Since Benedict's reign began there have been moves to roll back the 'open' ideas of Vatican 2, and drag everything back to the 16th Century exclusivism. Benedict states openly that the Lutheran Church is not a 'Church' but a 'movement' a renegade branch of the Roman Church, a stance to Lutheran's resent and deny. He also argues that the Anglican's have no 'priests' (I note he acknowledges their Bishops and Deacons) and therefore, in his view, no 'valid' Eucharist, since they 'make no sacrifice at the altar in the Eucharist.' I would argue that neither do any Roman priests. We, like they, commemorate Christ's sacrifice, an offering made once for all, in the Eucharist. Our 'sacrifice' is our offering of the bread and wine and our worship. The origins of the Eucharist, as Benedict well knows, is the 'friendship offering' described in the Old Testament and still made by Jewish families each Friday evening.

His successor will come under increasing pressure to acknowledge the validity of other branches of Christianity. Though he may continue to resist these, he will not be able to ignore the external pressures from the politicians around the world who will increase their demands that Rome accept the rule of secular laws in every country. This was one of the things which led the English to reject Rome in the 1530s - clergy refused to place themselves under the rule of the King or the English legal system. Routinely their misdemenaours - and there were many chronicled - went unpunished because Rome refused to allow justice to be done. Even in recent times murderers have gone unpunished because Rome has insisted on the 'Seal of the Confessional.' To be fair, on that, the priest is duty bound to urge the confessing person to turn themselves in - but we cannot know whether they ever do.

There will be pressures to allow married clergy, and there will be demands for great lay involvement in determining the future direction of the church. There will be demands for the inclusion of women in priestly roles in line with the secular world. Rome will not be proof against lawsuits for discrimination either.

How Rome will respond will depend on who is elected. If the next Pope comes from Africa, do not expect any liberalisation, in fact the opposite. I do not know any of the other candidates except by reputation - which suggests they are arch-conservatives who will be reluctant to allow any change.
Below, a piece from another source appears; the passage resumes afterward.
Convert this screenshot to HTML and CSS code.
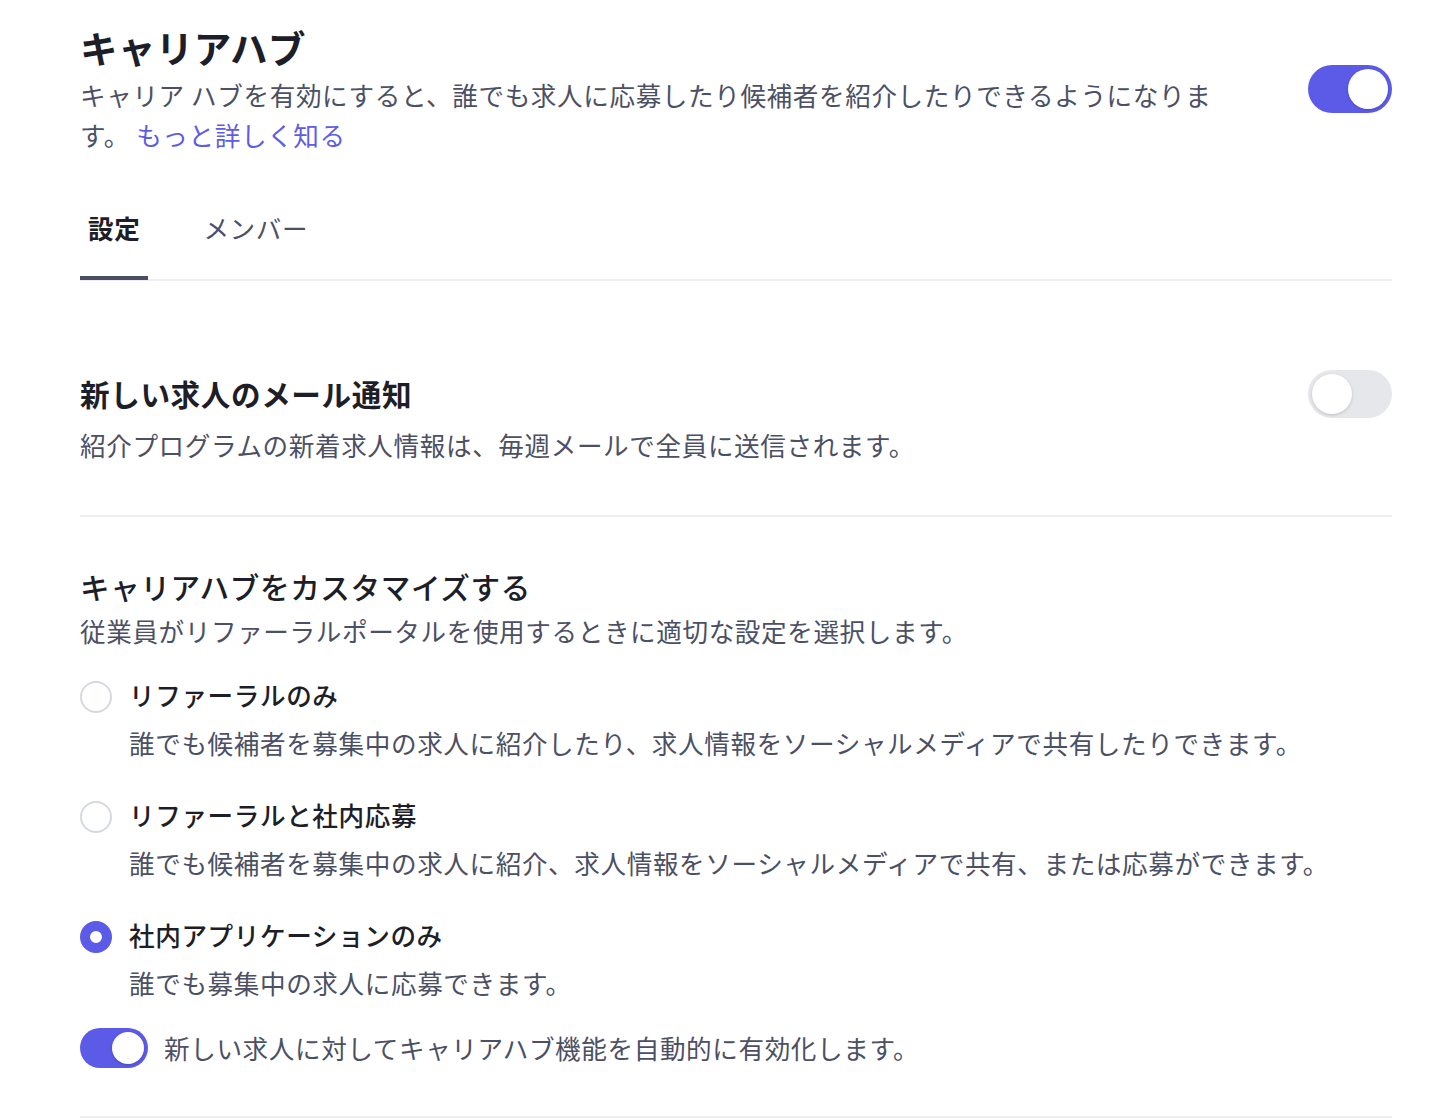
FILE: index.html
```html
<!DOCTYPE html>
<html lang="ja">
<head>
  <meta charset="UTF-8" />
  <meta name="viewport" content="width=device-width, initial-scale=1.0"/>
  <title>キャリアハブ</title>
  <link rel="stylesheet" href="styles.css">
</head>
<body>

<div class="page">

  <div class="hub-header">
    <div class="hub-text">
      <h1 class="hub-title">キャリアハブ</h1>
      <p class="hub-desc">キャリア ハブを有効にすると、誰でも求人に応募したり候補者を紹介したりできるようになります。 <a href="#" class="link">もっと詳しく知る</a></p>
    </div>
    <span class="toggle on"><span class="knob"></span></span>
  </div>

  <div class="tabs">
    <div class="tab active">設定</div>
    <div class="tab">メンバー</div>
  </div>

  <div class="section">
    <div class="section-head">
      <h2 class="section-title bold">新しい求人のメール通知</h2>
      <span class="toggle"><span class="knob"></span></span>
    </div>
    <p class="section-desc spaced">紹介プログラムの新着求人情報は、毎週メールで全員に送信されます。</p>
  </div>

  <div class="section custom">
    <h2 class="section-title">キャリアハブをカスタマイズする</h2>
    <p class="section-desc">従業員がリファーラルポータルを使用するときに適切な設定を選択します。</p>

    <div class="option">
      <div class="option-row">
        <span class="radio"></span>
        <span class="option-label">リファーラルのみ</span>
      </div>
      <p class="option-desc">誰でも候補者を募集中の求人に紹介したり、求人情報をソーシャルメディアで共有したりできます。</p>
    </div>

    <div class="option">
      <div class="option-row">
        <span class="radio"></span>
        <span class="option-label">リファーラルと社内応募</span>
      </div>
      <p class="option-desc">誰でも候補者を募集中の求人に紹介、求人情報をソーシャルメディアで共有、または応募ができます。</p>
    </div>

    <div class="option">
      <div class="option-row">
        <span class="radio checked"></span>
        <span class="option-label">社内アプリケーションのみ</span>
      </div>
      <p class="option-desc">誰でも募集中の求人に応募できます。</p>
    </div>

    <div class="auto-row">
      <span class="toggle small on"><span class="knob"></span></span>
      <span class="auto-label">新しい求人に対してキャリアハブ機能を自動的に有効化します。</span>
    </div>
  </div>

</div>

</body>
</html>
```

FILE: styles.css
```css
body {
  margin: 0;
  background-color: #ffffff;
  font-family: "Noto Sans CJK JP", "Noto Sans", sans-serif;
  color: #4b5064;
  letter-spacing: 0.6px;
}

.page {
  width: 1312px;
  margin-left: 80px;
  padding-top: 23px;
}

.hub-header {
  display: flex;
  justify-content: space-between;
  align-items: center;
}

.hub-text {
  max-width: 1150px;
}

.hub-title {
  margin: 0;
  font-size: 37.5px;
  line-height: 48px;
  font-weight: 700;
  color: #1d1e27;
  letter-spacing: 0.4px;
}

.hub-desc {
  margin: 4px 0 0;
  font-size: 25.6px;
  line-height: 40px;
}

.link {
  color: #5e5ce6;
  text-decoration: none;
}

/* toggles */
.toggle {
  display: flex;
  align-items: center;
  flex-shrink: 0;
  box-sizing: border-box;
  width: 84px;
  height: 48px;
  padding: 4px;
  border-radius: 24px;
  background-color: #e5e7eb;
}

.toggle .knob {
  width: 40px;
  height: 40px;
  border-radius: 50%;
  background-color: #ffffff;
  box-shadow: 0 1px 3px rgba(0, 0, 0, 0.18);
}

.toggle.on {
  background-color: #5b5be8;
  justify-content: flex-end;
}

.toggle.small {
  width: 68px;
  height: 40px;
  border-radius: 20px;
}

.toggle.small .knob {
  width: 32px;
  height: 32px;
}

/* tabs */
.tabs {
  display: flex;
  gap: 47px;
  margin-top: 53px;
  border-bottom: 2px solid #eeeef2;
}

.tab {
  padding: 0 8px 28px;
  font-size: 25.6px;
  line-height: 40px;
  color: #4b5064;
  border-bottom: 4px solid transparent;
  margin-bottom: -1px;
}

.tab.active {
  font-weight: 700;
  color: #1d1e27;
  border-bottom-color: #4a4f63;
}

/* sections */
.section {
  padding: 89px 0 50px;
  border-bottom: 2px solid #eeeef2;
}

.section.custom {
  padding: 50px 0 48px;
}

.section-head {
  display: flex;
  justify-content: space-between;
  align-items: center;
}

.section-title {
  margin: 0;
  font-size: 29.6px;
  line-height: 40px;
  font-weight: 500;
  color: #1d1e27;
}

.section-title.bold {
  font-weight: 700;
}

.section-desc {
  margin: 4px 0 0;
  font-size: 25.6px;
  line-height: 40px;
}

.section-desc.spaced {
  margin-top: 7px;
}

/* radio options */
.option {
  margin-top: 32px;
}

.section-desc + .option {
  margin-top: 24px;
}

.option-row {
  display: flex;
  align-items: center;
  gap: 17px;
}

.radio {
  box-sizing: border-box;
  width: 32px;
  height: 32px;
  margin-top: 3px;
  border: 2px solid #d5d9df;
  border-radius: 50%;
  background-color: #ffffff;
}

.radio.checked {
  border: 10px solid #5b5be8;
}

.option-label {
  font-size: 25.6px;
  line-height: 40px;
  font-weight: 500;
  color: #1d1e27;
}

.option-desc {
  margin: 8px 0 0;
  padding-left: 49px;
  font-size: 25.6px;
  line-height: 40px;
}

.auto-row {
  display: flex;
  align-items: center;
  gap: 16px;
  margin-top: 25px;
}

.auto-label {
  font-size: 25.6px;
  line-height: 40px;
}
```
They will, however, be sensitive to the political pressures they face in a manner the African Cardinals will not be.

We are promised that there will be a new Pope by Easter. We can but wait and see. For all of Christendom, I pray the next Pope will have the sense to know that Rome must accept the validity of the other branches of Christianity and work with them to build the Church Christ would recognise. At present Rome seems, publicly at least, to regard everyone else as non-Christian heretics to be suppressed or 'converted' while ignoring the wider problem of the growth of Islam and the threat that poses to every Christian community.

We shall see what emerges from the Conclave even now being prepared.